Nowadays James MacMillan’s presence at the historic Lochawe kirk is in an official capacity as one of its chief builders working on a massive restoration project – but that was not always the case.

In his younger years he and his pals used the out-of-bounds church as as ‘adventure playground’

St Conan’s lion before he was brought mysteriously crashing to the ground.

Dad-of-two James, whose mum still lives close to the historic kirk at Loch Awe, is sticking to his story that he and his chums had nothing to do with a 4ft lion brought crashing off its pedestal in the cloisters, smashing its chin clean off.

The true identity of the culprit and exactly how the lion became unperched has remained a mystery ever since.
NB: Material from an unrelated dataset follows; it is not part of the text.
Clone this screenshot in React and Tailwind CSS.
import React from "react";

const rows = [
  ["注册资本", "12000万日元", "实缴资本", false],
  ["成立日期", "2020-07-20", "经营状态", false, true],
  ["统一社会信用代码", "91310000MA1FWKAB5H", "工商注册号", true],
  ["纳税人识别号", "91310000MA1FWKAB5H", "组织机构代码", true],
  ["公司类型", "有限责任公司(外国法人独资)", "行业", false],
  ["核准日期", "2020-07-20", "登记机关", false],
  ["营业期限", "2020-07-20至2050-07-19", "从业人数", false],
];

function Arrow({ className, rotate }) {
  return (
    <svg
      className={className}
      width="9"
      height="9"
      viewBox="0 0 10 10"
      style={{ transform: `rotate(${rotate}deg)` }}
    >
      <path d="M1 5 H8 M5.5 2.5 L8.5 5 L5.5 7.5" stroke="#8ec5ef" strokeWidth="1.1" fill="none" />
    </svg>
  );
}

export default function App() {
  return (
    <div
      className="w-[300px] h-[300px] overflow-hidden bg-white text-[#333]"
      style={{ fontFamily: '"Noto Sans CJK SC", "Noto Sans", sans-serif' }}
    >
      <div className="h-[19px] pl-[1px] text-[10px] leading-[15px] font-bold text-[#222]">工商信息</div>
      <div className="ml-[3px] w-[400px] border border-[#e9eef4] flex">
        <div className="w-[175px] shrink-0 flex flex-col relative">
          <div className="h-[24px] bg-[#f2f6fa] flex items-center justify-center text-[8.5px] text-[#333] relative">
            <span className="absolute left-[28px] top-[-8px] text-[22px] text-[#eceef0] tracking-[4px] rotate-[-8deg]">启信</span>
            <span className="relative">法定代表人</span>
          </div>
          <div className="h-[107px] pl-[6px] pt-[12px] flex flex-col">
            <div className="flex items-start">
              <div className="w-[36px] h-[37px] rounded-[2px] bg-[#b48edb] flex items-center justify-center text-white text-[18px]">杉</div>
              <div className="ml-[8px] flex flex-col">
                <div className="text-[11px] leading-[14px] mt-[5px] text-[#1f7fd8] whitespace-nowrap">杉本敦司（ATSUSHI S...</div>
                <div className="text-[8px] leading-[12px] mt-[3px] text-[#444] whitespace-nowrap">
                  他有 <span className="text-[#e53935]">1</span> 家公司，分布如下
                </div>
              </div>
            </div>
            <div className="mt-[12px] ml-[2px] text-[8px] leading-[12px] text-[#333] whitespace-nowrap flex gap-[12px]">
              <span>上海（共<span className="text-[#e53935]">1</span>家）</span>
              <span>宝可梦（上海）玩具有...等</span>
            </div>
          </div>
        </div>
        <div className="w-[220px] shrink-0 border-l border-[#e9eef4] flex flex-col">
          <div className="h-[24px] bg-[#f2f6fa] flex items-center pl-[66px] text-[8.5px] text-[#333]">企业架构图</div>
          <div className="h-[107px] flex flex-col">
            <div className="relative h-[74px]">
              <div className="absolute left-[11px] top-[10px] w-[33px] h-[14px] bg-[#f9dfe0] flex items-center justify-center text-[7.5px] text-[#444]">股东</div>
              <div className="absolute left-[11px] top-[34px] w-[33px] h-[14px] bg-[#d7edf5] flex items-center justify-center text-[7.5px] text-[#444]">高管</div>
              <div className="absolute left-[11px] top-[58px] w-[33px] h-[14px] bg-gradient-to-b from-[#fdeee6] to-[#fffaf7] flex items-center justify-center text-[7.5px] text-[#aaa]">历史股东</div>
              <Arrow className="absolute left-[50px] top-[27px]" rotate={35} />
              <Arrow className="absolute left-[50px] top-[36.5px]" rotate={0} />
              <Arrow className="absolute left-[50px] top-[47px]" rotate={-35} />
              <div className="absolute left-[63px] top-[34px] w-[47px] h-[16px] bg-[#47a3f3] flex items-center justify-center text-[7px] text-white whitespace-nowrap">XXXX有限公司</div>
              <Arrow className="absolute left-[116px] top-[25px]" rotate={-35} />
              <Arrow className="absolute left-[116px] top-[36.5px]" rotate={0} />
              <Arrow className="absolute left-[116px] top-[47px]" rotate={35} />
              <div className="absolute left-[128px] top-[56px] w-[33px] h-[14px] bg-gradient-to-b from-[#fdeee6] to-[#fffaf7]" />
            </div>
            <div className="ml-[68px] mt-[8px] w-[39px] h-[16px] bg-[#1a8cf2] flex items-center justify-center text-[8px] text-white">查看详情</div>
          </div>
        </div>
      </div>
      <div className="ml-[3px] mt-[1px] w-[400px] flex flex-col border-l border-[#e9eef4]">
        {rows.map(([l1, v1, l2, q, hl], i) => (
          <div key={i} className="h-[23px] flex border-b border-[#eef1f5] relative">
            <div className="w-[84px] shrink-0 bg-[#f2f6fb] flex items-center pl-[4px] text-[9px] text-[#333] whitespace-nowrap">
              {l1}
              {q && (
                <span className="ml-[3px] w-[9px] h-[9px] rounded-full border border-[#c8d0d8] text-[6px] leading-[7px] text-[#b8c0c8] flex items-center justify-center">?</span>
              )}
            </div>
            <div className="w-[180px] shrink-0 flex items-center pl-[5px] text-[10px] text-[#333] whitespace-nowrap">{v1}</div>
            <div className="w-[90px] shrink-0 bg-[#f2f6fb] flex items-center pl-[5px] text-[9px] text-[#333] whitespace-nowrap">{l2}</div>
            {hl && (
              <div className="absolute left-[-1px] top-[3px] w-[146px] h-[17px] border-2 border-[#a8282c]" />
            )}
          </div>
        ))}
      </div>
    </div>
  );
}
Despite James insisting innocence on behalf of his peers and after some gentle ribbing from Friends of St Conan’s chairman Peter Hennessey, James has now offered his service for free to fix the lion back in his rightful place back on the pedestal.
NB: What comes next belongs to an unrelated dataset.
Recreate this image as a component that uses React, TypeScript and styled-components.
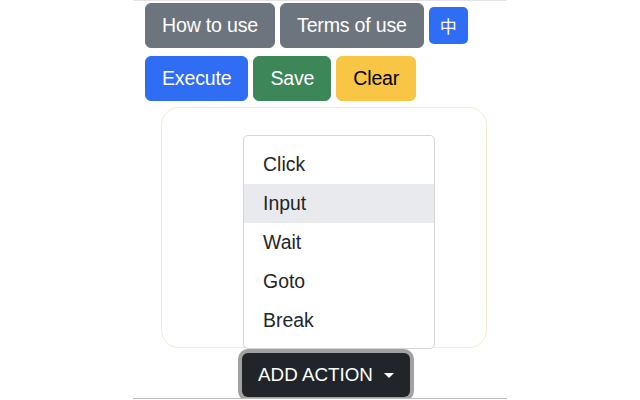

‘I’d never have hurt the lion. It was nothing to do with me. We used to play at the church as boys, we shouldn’t have been there but it was an adventure playground to us!’ said James.

The lion is away being repaired before returning to St Conan’s soon with his chin intact.

James added: ‘It’ll be great to get the lion back. The place just hasn’t been the same without him!’

Those wanting to see the lion once he is back will have to wait a while longer. St Conan’s is now shut to visitors because of the coronavirus outbreak and the kirk’s programme of events has been postponed until June at least, said Mr Hennessey.